* begin Material supplied *

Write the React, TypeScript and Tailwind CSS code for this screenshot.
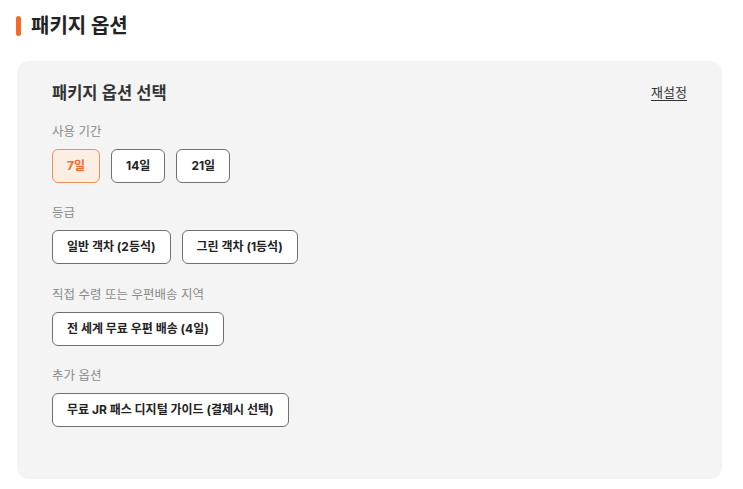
import React from "react";

const font = { fontFamily: 'Inter, "Noto Sans CJK KR", sans-serif' };

function Btn({ children, active = false }: { children: React.ReactNode; active?: boolean }) {
  return (
    <button
      className={
        active
          ? "h-[34px] px-[14px] rounded-[6px] border border-[#f0905c] bg-[#fdeee4] text-[#f0692a] text-[12px] font-bold"
          : "h-[34px] px-[14px] rounded-[6px] border border-[#707070] bg-white text-[#222222] text-[12px] font-bold"
      }
    >
      {children}
    </button>
  );
}

function Section({ label, children, top }: { label: string; children: React.ReactNode; top: string }) {
  return (
    <div className={top}>
      <div className="h-[20px] leading-[20px] text-[12.5px] text-[#8a8a8a]">{label}</div>
      <div className="mt-[7px] flex gap-[11px]">{children}</div>
    </div>
  );
}

export default function App() {
  return (
    <div className="w-[743px] h-[489px] bg-white pt-[11px]" style={font}>
      <div className="flex items-center gap-[10px] pl-[16px] h-[30px]">
        <div className="w-[5px] h-[20px] rounded-full bg-[#f26b2b]" />
        <div className="text-[20px] font-bold text-[#222222] leading-[30px]">패키지 옵션</div>
      </div>
      <div className="ml-[17px] mt-[20px] w-[705px] rounded-[12px] bg-[#f4f4f4] px-[35px] pt-[19px] pb-[52px]">
        <div className="flex items-center justify-between h-[26px]">
          <div className="text-[16.5px] font-semibold text-[#333333]">패키지 옵션 선택</div>
          <div className="text-[13px] text-[#333333] underline underline-offset-[3px]">재설정</div>
        </div>
        <Section label="사용 기간" top="mt-[16px]">
          <Btn active>7일</Btn>
          <Btn>14일</Btn>
          <Btn>21일</Btn>
        </Section>
        <Section label="등급" top="mt-[20px]">
          <Btn>일반 객차 (2등석)</Btn>
          <Btn>그린 객차 (1등석)</Btn>
        </Section>
        <Section label="직접 수령 또는 우편배송 지역" top="mt-[21px]">
          <Btn>전 세계 무료 우편 배송 (4일)</Btn>
        </Section>
        <Section label="추가 옵션" top="mt-[20px]">
          <Btn>무료 JR 패스 디지털 가이드 (결제시 선택)</Btn>
        </Section>
      </div>
    </div>
  );
}
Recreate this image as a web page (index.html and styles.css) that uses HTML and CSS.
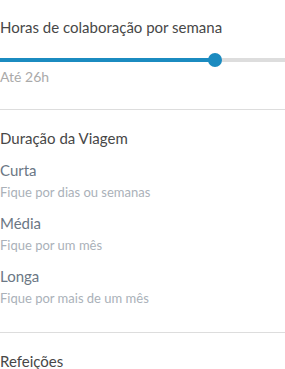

* end Material supplied *

(Objective) Every entry must be transcribed exactly. Pictures do not belong in the copy.

(Complete response)
Write the React, TypeScript and Tailwind CSS code for this screenshot.
import React from "react";

const font = { fontFamily: 'Inter, "Noto Sans CJK KR", sans-serif' };

function Btn({ children, active = false }: { children: React.ReactNode; active?: boolean }) {
  return (
    <button
      className={
        active
          ? "h-[34px] px-[14px] rounded-[6px] border border-[#f0905c] bg-[#fdeee4] text-[#f0692a] text-[12px] font-bold"
          : "h-[34px] px-[14px] rounded-[6px] border border-[#707070] bg-white text-[#222222] text-[12px] font-bold"
      }
    >
      {children}
    </button>
  );
}

function Section({ label, children, top }: { label: string; children: React.ReactNode; top: string }) {
  return (
    <div className={top}>
      <div className="h-[20px] leading-[20px] text-[12.5px] text-[#8a8a8a]">{label}</div>
      <div className="mt-[7px] flex gap-[11px]">{children}</div>
    </div>
  );
}

export default function App() {
  return (
    <div className="w-[743px] h-[489px] bg-white pt-[11px]" style={font}>
      <div className="flex items-center gap-[10px] pl-[16px] h-[30px]">
        <div className="w-[5px] h-[20px] rounded-full bg-[#f26b2b]" />
        <div className="text-[20px] font-bold text-[#222222] leading-[30px]">패키지 옵션</div>
      </div>
      <div className="ml-[17px] mt-[20px] w-[705px] rounded-[12px] bg-[#f4f4f4] px-[35px] pt-[19px] pb-[52px]">
        <div className="flex items-center justify-between h-[26px]">
          <div className="text-[16.5px] font-semibold text-[#333333]">패키지 옵션 선택</div>
          <div className="text-[13px] text-[#333333] underline underline-offset-[3px]">재설정</div>
        </div>
        <Section label="사용 기간" top="mt-[16px]">
          <Btn active>7일</Btn>
          <Btn>14일</Btn>
          <Btn>21일</Btn>
        </Section>
        <Section label="등급" top="mt-[20px]">
          <Btn>일반 객차 (2등석)</Btn>
          <Btn>그린 객차 (1등석)</Btn>
        </Section>
        <Section label="직접 수령 또는 우편배송 지역" top="mt-[21px]">
          <Btn>전 세계 무료 우편 배송 (4일)</Btn>
        </Section>
        <Section label="추가 옵션" top="mt-[20px]">
          <Btn>무료 JR 패스 디지털 가이드 (결제시 선택)</Btn>
        </Section>
      </div>
    </div>
  );
}
Recreate this image as a web page (index.html and styles.css) that uses HTML and CSS.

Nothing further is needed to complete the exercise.